== COLLECTED MATERIAL

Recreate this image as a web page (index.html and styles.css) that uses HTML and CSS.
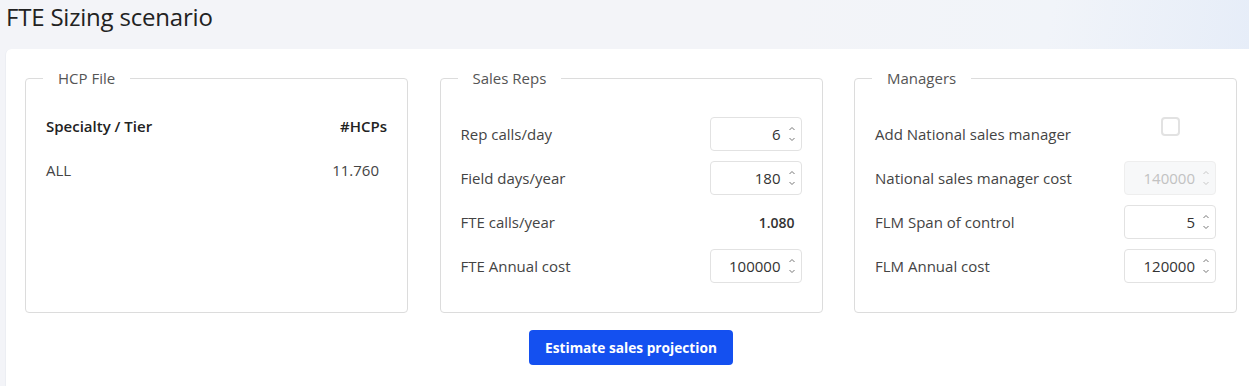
FILE: index.html
```html
<!DOCTYPE html>
<html>
<head>
<meta charset="utf-8">
<link rel="stylesheet" href="styles.css">
</head>
<body>
<div class="page">
  <header class="page-header"><h1 class="title">FTE Sizing scenario</h1></header>
  <main class="card">
    <div class="groups">
      <fieldset class="group">
        <legend class="legend">HCP File</legend>
        <div class="hcp">
          <div class="hcp-row hcp-head"><span>Specialty / Tier</span><span>#HCPs</span></div>
          <div class="hcp-row"><span>ALL</span><span class="hcp-num">11.760</span></div>
        </div>
      </fieldset>
      <fieldset class="group">
        <legend class="legend">Sales Reps</legend>
        <div class="rows">
          <div class="row"><span class="label">Rep calls/day</span><div class="num-input"><span class="val">6</span><span class="spin"><svg viewBox="0 0 8 20" width="8" height="20"><path d="M1.5 6 L4 3.5 L6.5 6" /><path d="M1.5 14 L4 16.5 L6.5 14" /></svg></span></div></div>
          <div class="row"><span class="label">Field days/year</span><div class="num-input"><span class="val">180</span><span class="spin"><svg viewBox="0 0 8 20" width="8" height="20"><path d="M1.5 6 L4 3.5 L6.5 6" /><path d="M1.5 14 L4 16.5 L6.5 14" /></svg></span></div></div>
          <div class="row"><span class="label">FTE calls/year</span><span class="static-val">1.080</span></div>
          <div class="row"><span class="label">FTE Annual cost</span><div class="num-input"><span class="val">100000</span><span class="spin"><svg viewBox="0 0 8 20" width="8" height="20"><path d="M1.5 6 L4 3.5 L6.5 6" /><path d="M1.5 14 L4 16.5 L6.5 14" /></svg></span></div></div>
        </div>
      </fieldset>
      <fieldset class="group">
        <legend class="legend">Managers</legend>
        <div class="rows">
          <div class="row"><span class="label">Add National sales manager</span><div class="check-cell"><span class="checkbox"></span></div></div>
          <div class="row"><span class="label">National sales manager cost</span><div class="num-input disabled"><span class="val">140000</span><span class="spin"><svg viewBox="0 0 8 20" width="8" height="20"><path d="M1.5 6 L4 3.5 L6.5 6" /><path d="M1.5 14 L4 16.5 L6.5 14" /></svg></span></div></div>
          <div class="row"><span class="label">FLM Span of control</span><div class="num-input"><span class="val">5</span><span class="spin"><svg viewBox="0 0 8 20" width="8" height="20"><path d="M1.5 6 L4 3.5 L6.5 6" /><path d="M1.5 14 L4 16.5 L6.5 14" /></svg></span></div></div>
          <div class="row"><span class="label">FLM Annual cost</span><div class="num-input"><span class="val">120000</span><span class="spin"><svg viewBox="0 0 8 20" width="8" height="20"><path d="M1.5 6 L4 3.5 L6.5 6" /><path d="M1.5 14 L4 16.5 L6.5 14" /></svg></span></div></div>
        </div>
      </fieldset>
    </div>
    <div class="actions"><button class="btn-primary">Estimate sales projection</button></div>
  </main>
</div>
</body>
</html>
```
FILE: styles.css
```css
* { box-sizing: border-box; }
html, body { margin: 0; padding: 0; }
body {
  width: 1249px;
  height: 386px;
  overflow: hidden;
  font-family: "Open Sans", "DejaVu Sans", sans-serif;
  color: #333;
  background: linear-gradient(100deg, #f3f4f8 0%, #f3f4f8 60%, #f1f4f9 80%, #e3ebf8 100%);
}
.page { padding-left: 5px; }
.page-header { height: 49px; }
.title {
  margin: 0;
  padding: 1px 0 0 1px;
  font-size: 24px;
  font-weight: 500;
  color: #222;
  letter-spacing: -0.2px;
  line-height: 32px;
}
.card {
  width: 1260px;
  height: 340px;
  background: #fff;
  border-left: 1px solid #eceef3;
  border-top-left-radius: 6px;
  padding: 19px 28px 0 19px;
}
.groups {
  display: grid;
  grid-template-columns: repeat(3, 383px);
  column-gap: 31.5px;
}
.group {
  margin: 0;
  padding: 0 20px 28px 20px;
  border: 1px solid #dcdcdc;
  border-radius: 4px;
  height: 245px;
  min-width: 0;
}
.legend {
  margin-left: -3px;
  padding: 0 15px;
  font-size: 15px;
  line-height: 20px;
  color: #555;
}
.hcp { padding-top: 16px; }
.hcp-row {
  display: flex;
  justify-content: space-between;
  align-items: center;
  height: 44px;
  font-size: 15px;
  color: #444;
}
.hcp-head { font-weight: 600; color: #222; font-size: 15px; }
.hcp-num { padding-right: 8px; }
.rows { padding-top: 29px; display: flex; flex-direction: column; gap: 10px; }
.row {
  display: flex;
  justify-content: space-between;
  align-items: center;
  height: 34px;
}
.label { font-size: 15px; color: #444; }
.static-val { font-size: 14px; font-weight: 600; color: #333; padding-right: 7px; }
.num-input {
  width: 92px;
  height: 34px;
  border: 1px solid #e2e2e2;
  border-radius: 4px;
  display: flex;
  align-items: center;
  justify-content: flex-end;
  padding-right: 5px;
  background: #fff;
}
.num-input .val { font-size: 15px; color: #333; }
.spin { display: flex; margin-left: 7px; }
.spin svg path { fill: none; stroke: #777; stroke-width: 1; }
.num-input.disabled { background: #f7f8f9; border-color: #eeeeee; }
.num-input.disabled .val { color: #c2c2c2; }
.num-input.disabled .spin svg path { stroke: #c8c8c8; }
.check-cell { width: 92px; height: 34px; display: flex; justify-content: center; align-items: flex-start; }
.checkbox {
  width: 19px; height: 19px;
  margin-top: 0;
  border: 2px solid #e2e2e2;
  border-radius: 4px;
  background: #fff;
}
.actions { display: flex; justify-content: center; padding-top: 17px; }
.btn-primary {
  width: 204px;
  height: 35px;
  border: none;
  border-radius: 4px;
  background: #1450f0;
  color: #fff;
  font-family: inherit;
  font-size: 13.7px;
  font-weight: 700;
  cursor: pointer;
}
```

====

■ PROMPT ■
Repeat the data exactly, excluding the pictures.

■ SOLUTION TO THIS TASK ■
Recreate this image as a web page (index.html and styles.css) that uses HTML and CSS.
FILE: index.html
```html
<!DOCTYPE html>
<html>
<head>
<meta charset="utf-8">
<link rel="stylesheet" href="styles.css">
</head>
<body>
<div class="page">
  <header class="page-header"><h1 class="title">FTE Sizing scenario</h1></header>
  <main class="card">
    <div class="groups">
      <fieldset class="group">
        <legend class="legend">HCP File</legend>
        <div class="hcp">
          <div class="hcp-row hcp-head"><span>Specialty / Tier</span><span>#HCPs</span></div>
          <div class="hcp-row"><span>ALL</span><span class="hcp-num">11.760</span></div>
        </div>
      </fieldset>
      <fieldset class="group">
        <legend class="legend">Sales Reps</legend>
        <div class="rows">
          <div class="row"><span class="label">Rep calls/day</span><div class="num-input"><span class="val">6</span><span class="spin"><svg viewBox="0 0 8 20" width="8" height="20"><path d="M1.5 6 L4 3.5 L6.5 6" /><path d="M1.5 14 L4 16.5 L6.5 14" /></svg></span></div></div>
          <div class="row"><span class="label">Field days/year</span><div class="num-input"><span class="val">180</span><span class="spin"><svg viewBox="0 0 8 20" width="8" height="20"><path d="M1.5 6 L4 3.5 L6.5 6" /><path d="M1.5 14 L4 16.5 L6.5 14" /></svg></span></div></div>
          <div class="row"><span class="label">FTE calls/year</span><span class="static-val">1.080</span></div>
          <div class="row"><span class="label">FTE Annual cost</span><div class="num-input"><span class="val">100000</span><span class="spin"><svg viewBox="0 0 8 20" width="8" height="20"><path d="M1.5 6 L4 3.5 L6.5 6" /><path d="M1.5 14 L4 16.5 L6.5 14" /></svg></span></div></div>
        </div>
      </fieldset>
      <fieldset class="group">
        <legend class="legend">Managers</legend>
        <div class="rows">
          <div class="row"><span class="label">Add National sales manager</span><div class="check-cell"><span class="checkbox"></span></div></div>
          <div class="row"><span class="label">National sales manager cost</span><div class="num-input disabled"><span class="val">140000</span><span class="spin"><svg viewBox="0 0 8 20" width="8" height="20"><path d="M1.5 6 L4 3.5 L6.5 6" /><path d="M1.5 14 L4 16.5 L6.5 14" /></svg></span></div></div>
          <div class="row"><span class="label">FLM Span of control</span><div class="num-input"><span class="val">5</span><span class="spin"><svg viewBox="0 0 8 20" width="8" height="20"><path d="M1.5 6 L4 3.5 L6.5 6" /><path d="M1.5 14 L4 16.5 L6.5 14" /></svg></span></div></div>
          <div class="row"><span class="label">FLM Annual cost</span><div class="num-input"><span class="val">120000</span><span class="spin"><svg viewBox="0 0 8 20" width="8" height="20"><path d="M1.5 6 L4 3.5 L6.5 6" /><path d="M1.5 14 L4 16.5 L6.5 14" /></svg></span></div></div>
        </div>
      </fieldset>
    </div>
    <div class="actions"><button class="btn-primary">Estimate sales projection</button></div>
  </main>
</div>
</body>
</html>
```
FILE: styles.css
```css
* { box-sizing: border-box; }
html, body { margin: 0; padding: 0; }
body {
  width: 1249px;
  height: 386px;
  overflow: hidden;
  font-family: "Open Sans", "DejaVu Sans", sans-serif;
  color: #333;
  background: linear-gradient(100deg, #f3f4f8 0%, #f3f4f8 60%, #f1f4f9 80%, #e3ebf8 100%);
}
.page { padding-left: 5px; }
.page-header { height: 49px; }
.title {
  margin: 0;
  padding: 1px 0 0 1px;
  font-size: 24px;
  font-weight: 500;
  color: #222;
  letter-spacing: -0.2px;
  line-height: 32px;
}
.card {
  width: 1260px;
  height: 340px;
  background: #fff;
  border-left: 1px solid #eceef3;
  border-top-left-radius: 6px;
  padding: 19px 28px 0 19px;
}
.groups {
  display: grid;
  grid-template-columns: repeat(3, 383px);
  column-gap: 31.5px;
}
.group {
  margin: 0;
  padding: 0 20px 28px 20px;
  border: 1px solid #dcdcdc;
  border-radius: 4px;
  height: 245px;
  min-width: 0;
}
.legend {
  margin-left: -3px;
  padding: 0 15px;
  font-size: 15px;
  line-height: 20px;
  color: #555;
}
.hcp { padding-top: 16px; }
.hcp-row {
  display: flex;
  justify-content: space-between;
  align-items: center;
  height: 44px;
  font-size: 15px;
  color: #444;
}
.hcp-head { font-weight: 600; color: #222; font-size: 15px; }
.hcp-num { padding-right: 8px; }
.rows { padding-top: 29px; display: flex; flex-direction: column; gap: 10px; }
.row {
  display: flex;
  justify-content: space-between;
  align-items: center;
  height: 34px;
}
.label { font-size: 15px; color: #444; }
.static-val { font-size: 14px; font-weight: 600; color: #333; padding-right: 7px; }
.num-input {
  width: 92px;
  height: 34px;
  border: 1px solid #e2e2e2;
  border-radius: 4px;
  display: flex;
  align-items: center;
  justify-content: flex-end;
  padding-right: 5px;
  background: #fff;
}
.num-input .val { font-size: 15px; color: #333; }
.spin { display: flex; margin-left: 7px; }
.spin svg path { fill: none; stroke: #777; stroke-width: 1; }
.num-input.disabled { background: #f7f8f9; border-color: #eeeeee; }
.num-input.disabled .val { color: #c2c2c2; }
.num-input.disabled .spin svg path { stroke: #c8c8c8; }
.check-cell { width: 92px; height: 34px; display: flex; justify-content: center; align-items: flex-start; }
.checkbox {
  width: 19px; height: 19px;
  margin-top: 0;
  border: 2px solid #e2e2e2;
  border-radius: 4px;
  background: #fff;
}
.actions { display: flex; justify-content: center; padding-top: 17px; }
.btn-primary {
  width: 204px;
  height: 35px;
  border: none;
  border-radius: 4px;
  background: #1450f0;
  color: #fff;
  font-family: inherit;
  font-size: 13.7px;
  font-weight: 700;
  cursor: pointer;
}
```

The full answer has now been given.